Like his fellow movie brats of the time, O’Bannon honed his skills at the prestigious USC School of Cinematic Arts. There he met and befriended a popular kid named John Carpenter. Carpenter went on to make a few other movies, but that’s a different story. After making their first feature together, Dark Star, they began to brainstorm a new intergalactic monster. Their follow-up film was to be called Star Beast, and it told the tale of a space mining crew attacked by a creature of unknown origin. Sound familiar?

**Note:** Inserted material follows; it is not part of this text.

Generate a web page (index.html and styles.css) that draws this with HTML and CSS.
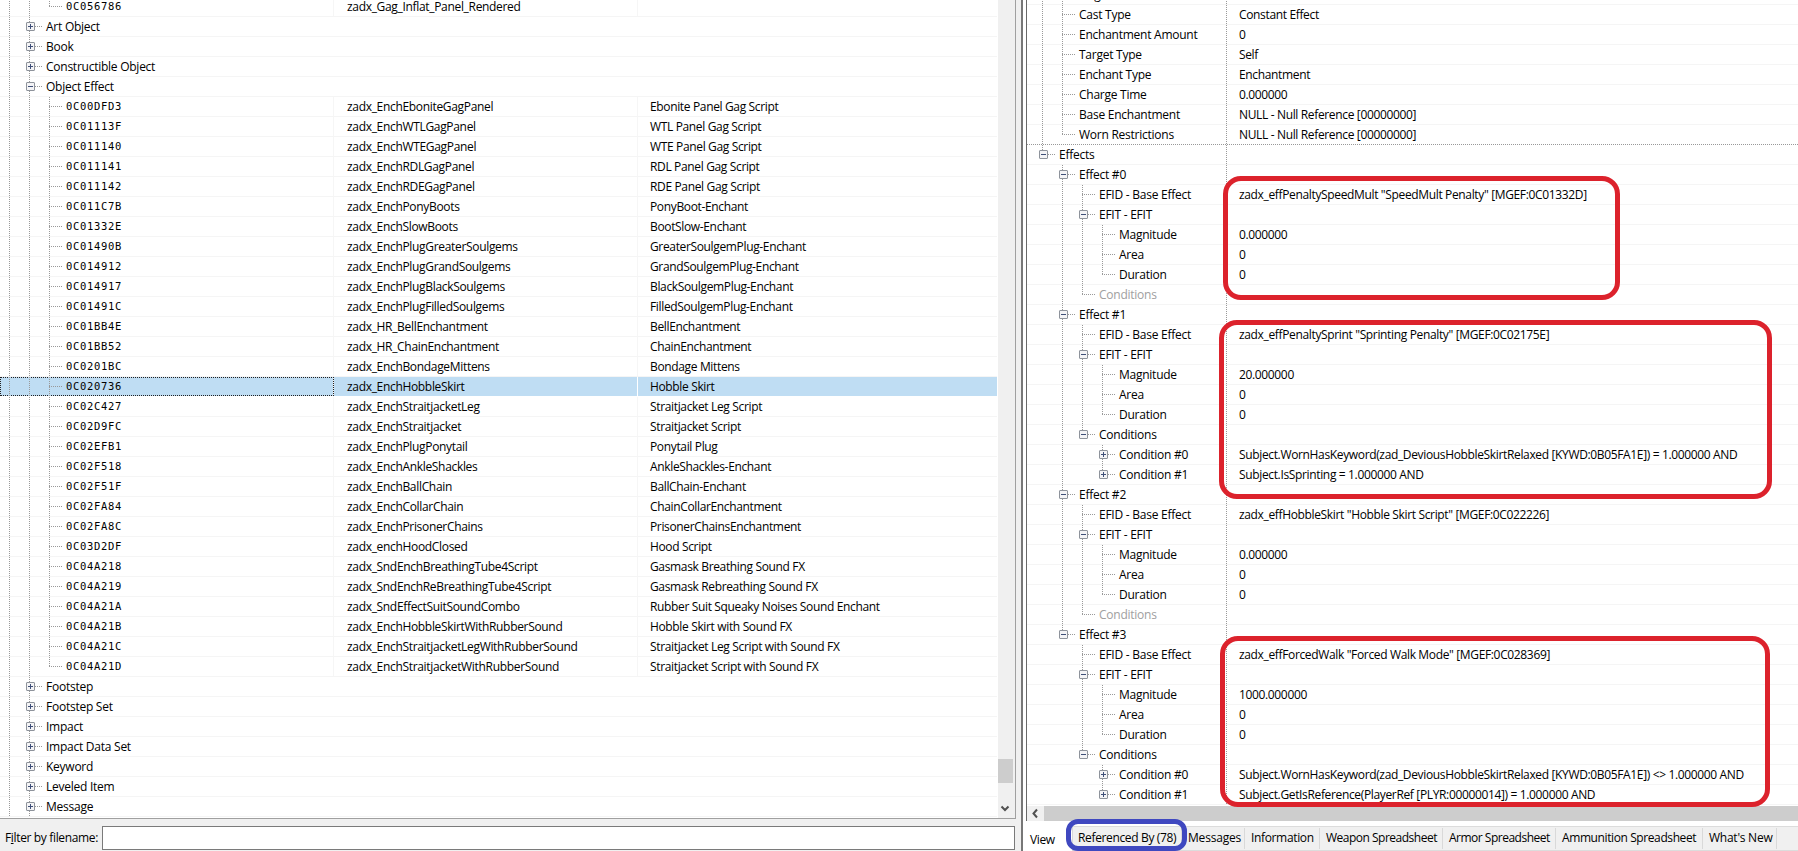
FILE: index.html
```html
<!DOCTYPE html>
<html lang="en">
<head>
    <meta charset="UTF-8">
    <title>Object Effect</title>
    <link rel="stylesheet" href="styles.css">
</head>
<body>
    <div class="window">
        <div class="left">
            <div class="tree-box">
                <div class="tree" id="records"></div>
                <div class="vscroll">
                    <div class="thumb"></div>
                    <svg class="down" width="10" height="8" viewBox="0 0 10 8"><path d="M1.5 1.5 L5 5 L8.5 1.5" fill="none" stroke="#505050" stroke-width="2"/></svg>
                </div>
            </div>
            <div class="filter">
                <label for="filename">F<u>i</u>lter by filename:</label>
                <input type="text" id="filename">
            </div>
        </div>

        <div class="right">
            <div class="view">
                <div class="tree" id="details"></div>
                <div class="hscroll">
                    <svg width="17" height="15" viewBox="0 0 17 15"><path d="M10 3.5 L6.5 7.5 L10 11.5" fill="none" stroke="#505050" stroke-width="2"/></svg>
                    <div class="thumb"></div>
                </div>
            </div>
            <div class="tabs">
                <div class="tab active">View</div>
                <div class="tab tab-ref">Referenced By (78)</div>
                <div class="tab tab-msg">Messages</div>
                <div class="tab tab-info">Information</div>
                <div class="tab tab-weapon">Weapon Spreadsheet</div>
                <div class="tab tab-armor">Armor Spreadsheet</div>
                <div class="tab tab-ammo">Ammunition Spreadsheet</div>
                <div class="tab tab-new">What's New</div>
            </div>
        </div>

        <div class="mark mark-speed"></div>
        <div class="mark mark-sprint"></div>
        <div class="mark mark-walk"></div>
        <div class="mark mark-tab"></div>
    </div>
    <script src="script.js"></script>
</body>
</html>
```
FILE: styles.css
```css
* {
    box-sizing: border-box;
}

body {
    margin: 0;
    height: 851px;
    overflow: hidden;
    background-color: #f0f0f0;
    font-family: "Open Sans", "Noto Sans", sans-serif;
    font-size: 12px;
    letter-spacing: -0.35px;
    color: #000;
}

.window {
    position: relative;
    display: flex;
    height: 851px;
    overflow: hidden;
}

/* left side */
.left {
    width: 1021px;
    display: flex;
    flex-direction: column;
}

.tree-box {
    display: flex;
    width: 1016px;
    height: 819px;
    border-right: 1px solid #a0a0a0;
    border-bottom: 1px solid #a0a0a0;
    overflow: hidden;
}

.tree {
    flex: 1;
    background-color: #fff;
    overflow: hidden;
}

#records {
    border-right: 1px solid #fff;
}

#records .row:first-child {
    margin-top: -3px;
}

.row {
    display: flex;
    height: 20px;
    line-height: 20px;
    border-bottom: 1px solid #f5f5f5;
    white-space: pre;
}

.name {
    display: flex;
    flex: none;
    height: 19px;
}

#records .name {
    width: 334px;
}

.leaf .name,
.leaf .edid {
    border-right: 1px solid #f6f6f6;
}

.edid {
    width: 304px;
    height: 19px;
    flex: none;
    padding-left: 13px;
    letter-spacing: -0.32px;
}

.full {
    flex: 1;
    height: 19px;
    padding-left: 12px;
}

.label {
    padding-left: 6px;
    letter-spacing: -0.25px;
}

.formid {
    font-family: "DejaVu Sans Mono", monospace;
    font-size: 10.5px;
    letter-spacing: 0.68px;
    line-height: 19px;
}

.selected {
    border-bottom-color: #fff;
}

.selected .name,
.selected .edid,
.selected .full {
    background-color: #bfddf3;
}

.selected .name {
    outline: 1px dotted #222;
    outline-offset: -1px;
}

.selected .edid {
    border-right-color: #fff;
}

/* tree lines */
.guide {
    position: relative;
    flex: none;
    width: 20px;
    height: 20px;
}

.line::before,
.last::before {
    content: "";
    position: absolute;
    left: 9px;
    top: 0;
    width: 1px;
    height: 20px;
    background: repeating-linear-gradient(#999 0 1px, transparent 1px 2px);
}

.last::before {
    height: 10px;
}

.branch::after {
    content: "";
    position: absolute;
    left: 9px;
    top: 9px;
    width: 13px;
    height: 1px;
    background: repeating-linear-gradient(90deg, #999 0 1px, transparent 1px 2px);
}

.node {
    position: absolute;
    left: 6px;
    top: 5px;
    z-index: 1;
}

/* middle bar and right side */
.right {
    flex: 1;
    display: flex;
    flex-direction: column;
    border-left: 2px solid #777;
    background-color: #fff;
}

.view {
    display: flex;
    flex-direction: column;
    height: 821px;
    margin-left: 3px;
    border-left: 1px solid #696969;
}

#details {
    height: 806px;
    flex: none;
}

#details .row:first-child {
    margin-top: -15px;
}

#details .name {
    width: 200px;
    padding-left: 6px;
    background: repeating-linear-gradient(#999 0 1px, transparent 1px 2px) right / 1px 20px no-repeat;
    height: 20px;
}

.value {
    padding-left: 12px;
}

.disabled {
    color: #a0a0a0;
}

.divider {
    border-bottom: none;
    background: repeating-linear-gradient(90deg, #999 0 1px, #fff 1px 2px) bottom / 100% 1px no-repeat;
}

.vscroll {
    width: 17px;
    background-color: #f0f0f0;
    position: relative;
}

.vscroll .thumb {
    width: 15px;
    height: 24px;
    margin-top: 759px;
    background-color: #cdcdcd;
}

.vscroll .down {
    position: absolute;
    left: 2px;
    bottom: 5px;
}

.hscroll {
    display: flex;
    height: 15px;
    background-color: #f0f0f0;
}

.hscroll .thumb {
    flex: 1;
    background-color: #cdcdcd;
}

/* bottom strip */
.filter {
    display: flex;
    padding: 7px 0 0 5px;
}

.filter label {
    width: 97px;
    line-height: 23px;
}

.filter input {
    width: 913px;
    height: 24px;
    border: 1px solid #7a7a7a;
    background-color: #fff;
}

.tabs {
    display: flex;
    height: 25px;
    margin-top: 5px;
    background-color: #f0f0f0;
    border-top: 1px solid #dcdcdc;
    border-bottom: 1px solid #dcdcdc;
}

.tab {
    height: 21px;
    margin-top: 1px;
    line-height: 20px;
    padding-left: 6px;
    border-right: 1px solid #d9d9d9;
    white-space: nowrap;
}

.tab.active {
    width: 50px;
    height: 25px;
    margin-top: -1px;
    padding-left: 7px;
    line-height: 28px;
    background-color: #fff;
}

.tab-ref { width: 109px; padding-left: 5px; }
.tab-msg { width: 63px; letter-spacing: -0.2px; }
.tab-info { width: 75px; }
.tab-weapon { width: 123px; letter-spacing: -0.5px; }
.tab-armor { width: 113px; letter-spacing: -0.5px; }
.tab-ammo { width: 147px; letter-spacing: -0.4px; }
.tab-new { width: 74px; letter-spacing: -0.25px; }

/* pen marks over the window */
.mark {
    position: absolute;
    border: 5px solid #dc222c;
    border-radius: 18px;
}

.mark-speed {
    left: 1223px;
    top: 176px;
    width: 397px;
    height: 124px;
}

.mark-sprint {
    left: 1219px;
    top: 320px;
    width: 553px;
    height: 179px;
}

.mark-walk {
    left: 1220px;
    top: 636px;
    width: 550px;
    height: 171px;
}

.mark-tab {
    left: 1066px;
    top: 819px;
    width: 121px;
    height: 32px;
    border-color: #3f48c0;
    border-radius: 12px;
}
```
FILE: script.js
```js
// guides: "|" line, "+" branch, "L" last branch, " " empty,
// "p" closed node, "m" open node, "P" / "M" the same at the end of a line
var records = [
    ["||L", "0C056786", "zadx_Gag_Inflat_Panel_Rendered", ""],
    ["|p", "Art Object"],
    ["|p", "Book"],
    ["|p", "Constructible Object"],
    ["|m", "Object Effect"],
    ["||+", "0C00DFD3", "zadx_EnchEboniteGagPanel", "Ebonite Panel Gag Script"],
    ["||+", "0C01113F", "zadx_EnchWTLGagPanel", "WTL Panel Gag Script"],
    ["||+", "0C011140", "zadx_EnchWTEGagPanel", "WTE Panel Gag Script"],
    ["||+", "0C011141", "zadx_EnchRDLGagPanel", "RDL Panel Gag Script"],
    ["||+", "0C011142", "zadx_EnchRDEGagPanel", "RDE Panel Gag Script"],
    ["||+", "0C011C7B", "zadx_EnchPonyBoots", "PonyBoot-Enchant"],
    ["||+", "0C01332E", "zadx_EnchSlowBoots", "BootSlow-Enchant"],
    ["||+", "0C01490B", "zadx_EnchPlugGreaterSoulgems", "GreaterSoulgemPlug-Enchant"],
    ["||+", "0C014912", "zadx_EnchPlugGrandSoulgems", "GrandSoulgemPlug-Enchant"],
    ["||+", "0C014917", "zadx_EnchPlugBlackSoulgems", "BlackSoulgemPlug-Enchant"],
    ["||+", "0C01491C", "zadx_EnchPlugFilledSoulgems", "FilledSoulgemPlug-Enchant"],
    ["||+", "0C01BB4E", "zadx_HR_BellEnchantment", "BellEnchantment"],
    ["||+", "0C01BB52", "zadx_HR_ChainEnchantment", "ChainEnchantment"],
    ["||+", "0C0201BC", "zadx_EnchBondageMittens", "Bondage Mittens"],
    ["||+", "0C020736", "zadx_EnchHobbleSkirt", "Hobble Skirt", "selected"],
    ["||+", "0C02C427", "zadx_EnchStraitjacketLeg", "Straitjacket Leg Script"],
    ["||+", "0C02D9FC", "zadx_EnchStraitjacket", "Straitjacket Script"],
    ["||+", "0C02EFB1", "zadx_EnchPlugPonytail", "Ponytail Plug"],
    ["||+", "0C02F518", "zadx_EnchAnkleShackles", "AnkleShackles-Enchant"],
    ["||+", "0C02F51F", "zadx_EnchBallChain", "BallChain-Enchant"],
    ["||+", "0C02FA84", "zadx_EnchCollarChain", "ChainCollarEnchantment"],
    ["||+", "0C02FA8C", "zadx_EnchPrisonerChains", "PrisonerChainsEnchantment"],
    ["||+", "0C03D2DF", "zadx_enchHoodClosed", "Hood Script"],
    ["||+", "0C04A218", "zadx_SndEnchBreathingTube4Script", "Gasmask Breathing Sound FX"],
    ["||+", "0C04A219", "zadx_SndEnchReBreathingTube4Script", "Gasmask Rebreathing Sound FX"],
    ["||+", "0C04A21A", "zadx_SndEffectSuitSoundCombo", "Rubber Suit Squeaky Noises Sound Enchant"],
    ["||+", "0C04A21B", "zadx_EnchHobbleSkirtWithRubberSound", "Hobble Skirt with Sound FX"],
    ["||+", "0C04A21C", "zadx_EnchStraitjacketLegWithRubberSound", "Straitjacket Leg Script with Sound FX"],
    ["||L", "0C04A21D", "zadx_EnchStraitjacketWithRubberSound", "Straitjacket Script with Sound FX"],
    ["|p", "Footstep"],
    ["|p", "Footstep Set"],
    ["|p", "Impact"],
    ["|p", "Impact Data Set"],
    ["|p", "Keyword"],
    ["|p", "Leveled Item"],
    ["|p", "Message"]
];

var details = [
    ["|+", "Flags", ""],
    ["|+", "Cast Type", "Constant Effect"],
    ["|+", "Enchantment Amount", "0"],
    ["|+", "Target Type", "Self"],
    ["|+", "Enchant Type", "Enchantment"],
    ["|+", "Charge Time", "0.000000"],
    ["|+", "Base Enchantment", "NULL - Null Reference [00000000]"],
    ["|L", "Worn Restrictions", "NULL - Null Reference [00000000]", "divider"],
    ["M", "Effects", ""],
    [" m", "Effect #0", ""],
    [" |+", "EFID - Base Effect", "zadx_effPenaltySpeedMult \"SpeedMult Penalty\" [MGEF:0C01332D]"],
    [" |m", "EFIT - EFIT", ""],
    [" ||+", "Magnitude", "0.000000"],
    [" ||+", "Area", "0"],
    [" ||L", "Duration", "0"],
    [" |L", "Conditions", "", "disabled"],
    [" m", "Effect #1", ""],
    [" |+", "EFID - Base Effect", "zadx_effPenaltySprint \"Sprinting Penalty\" [MGEF:0C02175E]"],
    [" |m", "EFIT - EFIT", ""],
    [" ||+", "Magnitude", "20.000000"],
    [" ||+", "Area", "0"],
    [" ||L", "Duration", "0"],
    [" |M", "Conditions", ""],
    [" | p", "Condition #0", "Subject.WornHasKeyword(zad_DeviousHobbleSkirtRelaxed [KYWD:0B05FA1E]) = 1.000000 AND"],
    [" | P", "Condition #1", "Subject.IsSprinting = 1.000000 AND"],
    [" m", "Effect #2", ""],
    [" |+", "EFID - Base Effect", "zadx_effHobbleSkirt \"Hobble Skirt Script\" [MGEF:0C022226]"],
    [" |m", "EFIT - EFIT", ""],
    [" ||+", "Magnitude", "0.000000"],
    [" ||+", "Area", "0"],
    [" ||L", "Duration", "0"],
    [" |L", "Conditions", "", "disabled"],
    [" M", "Effect #3", ""],
    ["  +", "EFID - Base Effect", "zadx_effForcedWalk \"Forced Walk Mode\" [MGEF:0C028369]"],
    ["  m", "EFIT - EFIT", ""],
    ["  |+", "Magnitude", "1000.000000"],
    ["  |+", "Area", "0"],
    ["  |L", "Duration", "0"],
    ["  M", "Conditions", ""],
    ["   p", "Condition #0", "Subject.WornHasKeyword(zad_DeviousHobbleSkirtRelaxed [KYWD:0B05FA1E]) <> 1.000000 AND"],
    ["   P", "Condition #1", "Subject.GetIsReference(PlayerRef [PLYR:00000014]) = 1.000000 AND"]
];

var guideClass = {
    "|": "line", "+": "line branch", "L": "last branch", " ": "",
    "p": "line branch", "m": "line branch", "P": "last branch", "M": "last branch"
};

function span(className, text) {
    var el = document.createElement("span");
    el.className = className;
    el.textContent = text || "";
    return el;
}

function nodeIcon(open) {
    return '<svg class="node" width="9" height="9" viewBox="0 0 9 9">' +
        '<rect x="0.5" y="0.5" width="8" height="8" rx="0.5" fill="#f4f4f6" stroke="#8e939b"/>' +
        '<path d="M2 4.5H7' + (open ? '' : 'M4.5 2V7') + '" stroke="#3f5078"/></svg>';
}

function nameCell(guides, text, labelClass) {
    var cell = span("name");
    guides.split("").forEach(function (g) {
        var guide = span("guide " + guideClass[g]);
        if ("pPmM".indexOf(g) >= 0) {
            guide.innerHTML = nodeIcon(g.toLowerCase() === "m");
        }
        cell.appendChild(guide);
    });
    cell.appendChild(span(labelClass, text));
    return cell;
}

records.forEach(function (r) {
    var leaf = r.length > 2;
    var row = document.createElement("div");
    row.className = "row" + (leaf ? " leaf" : "") + (r[4] ? " " + r[4] : "");
    row.appendChild(nameCell(r[0], r[1], leaf ? "label formid" : "label"));
    if (leaf) {
        row.appendChild(span("edid", r[2]));
        row.appendChild(span("full", r[3]));
    }
    document.getElementById("records").appendChild(row);
});

details.forEach(function (d) {
    var row = document.createElement("div");
    row.className = "row" + (d[3] ? " " + d[3] : "");
    row.appendChild(nameCell(d[0], d[1], "label"));
    row.appendChild(span("value", d[2]));
    document.getElementById("details").appendChild(row);
});
```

O’Bannon and Carpenter had a small falling out, and Carpenter left to make Assault on Precinct 13 and Halloween. No big deal. Carpenter told O’Bannon to keep the Star Beast idea, so along with his friend Ronald Shusett, O’Bannon penned a draft, and it found its way to 20th Century Fox. Again, this was perfect timing, with Alejandro Jodorowsky’s bloated adaptation of Dune falling apart in pre-production at the studio.

As Dune’s production faltered, 20th Century Fox was looking for a new project. O’Bannon, who was supervising special effects on Dune, just happened to have a script on hand. And so the film went into production immediately. The studio transferred the majority of the crew (including production designer H.R. Giger) to the newly re-titled Alien and hired an untested British director named Ridley Scott. Okay, we all know how the rest turned out. It’s great. The sequels are … a mixed bag. But how did this relatively simple horror flick become a cultural phenomenon deserving of its own holiday?

alien day From Drive Ins to Blockbusters: How Ridley Scotts Alien Changed Hollywood Forever

It’s all about the Giger. The script is solid and the rewrite by Walter Hill is basically Alien haiku. I recommend it with a glass of bourbon. But that Giger, though. The painter’s contributions to this film (and the modern horror diaspora) cannot be overstated. He created a creature and environment that are difficult to even comprehend, much of this confusion coming from Giger’s mixing of gender and living and nonliving beings.

The Xenomorph is a walking contradiction. Looking closely at its body, it has phalli on its back and vaginal shapes on its torso. It is something unknowable, something that does not fit any natural taxonomy. At the same time it is totemic, a being older than time itself. Like a great Lovecraft monster, it is indifferent to human pleas for mercy. While Giger’s creature was just a man in a suit, it represented our cosmic fears that, in the end, we are just animals screaming into a soundless vacuum.

At the same time, human sexuality and birthing are at the core of Alien. The design for the Xenomorph and the derelict spacecraft present a distorted view of human reproduction. After all, think about the most memorable scene in the film (at least for non-fans). Kane (John Hurt) has just woken from a long sleep. He had a nasty little facehugger clinging to his … well, his face. Now, the small bug is dead and Kane is having a nice breakfast with his friends. Then an alien pops out of his chest. Just pops right out. Actually, it bursts out, spraying blood and viscera all over Veronica Cartwright. Man.

As a man, there is an inherent fear I have of the birthing process. I know it’s beautiful and wonderful, but I skipped both days in Health class when we watched the live birth. I stayed in the waiting room watching Bob’s Burgers on Netflix while my nephew was born. This scene in Alien is so terrifying and so lasting because it subverts the “natural” order of things. There’s more to be said about the society that has created these hierarchies, but, for now, it scares the living crap out of me and many. There is something “wrong” about the scene that stays with the viewer.

alien 1979 photo From Drive Ins to Blockbusters: How Ridley Scotts Alien Changed Hollywood Forever

Then, there’s Ridley Scott just directing the heck out of this movie. Under another director’s supervision, Alien could have been a shlock fest. Under Scott, the film is filled with dread from the opening frame. We barely see the monster, but it’s always there, lurking around the next corner of the duct system. Showing the film to first-time viewers, many comment on how slow the film is. The film isn’t slow. Far from it. It is merely paced, and paced perfectly.

Alien is all about timing. Had it been made a few years earlier or a few years later, it would not have been made at the center of that perfect storm of New Hollywood creativity and blockbuster genre filmmaking. This was B horror on a large scale, with award-winning design. It imbued the genre film with thoughtful ruminations on humanity and its baser fears. It birthed a franchise of varying quality and, now, a national holiday.

In space, no one can hear you scream. Happy Alien Day, everyone.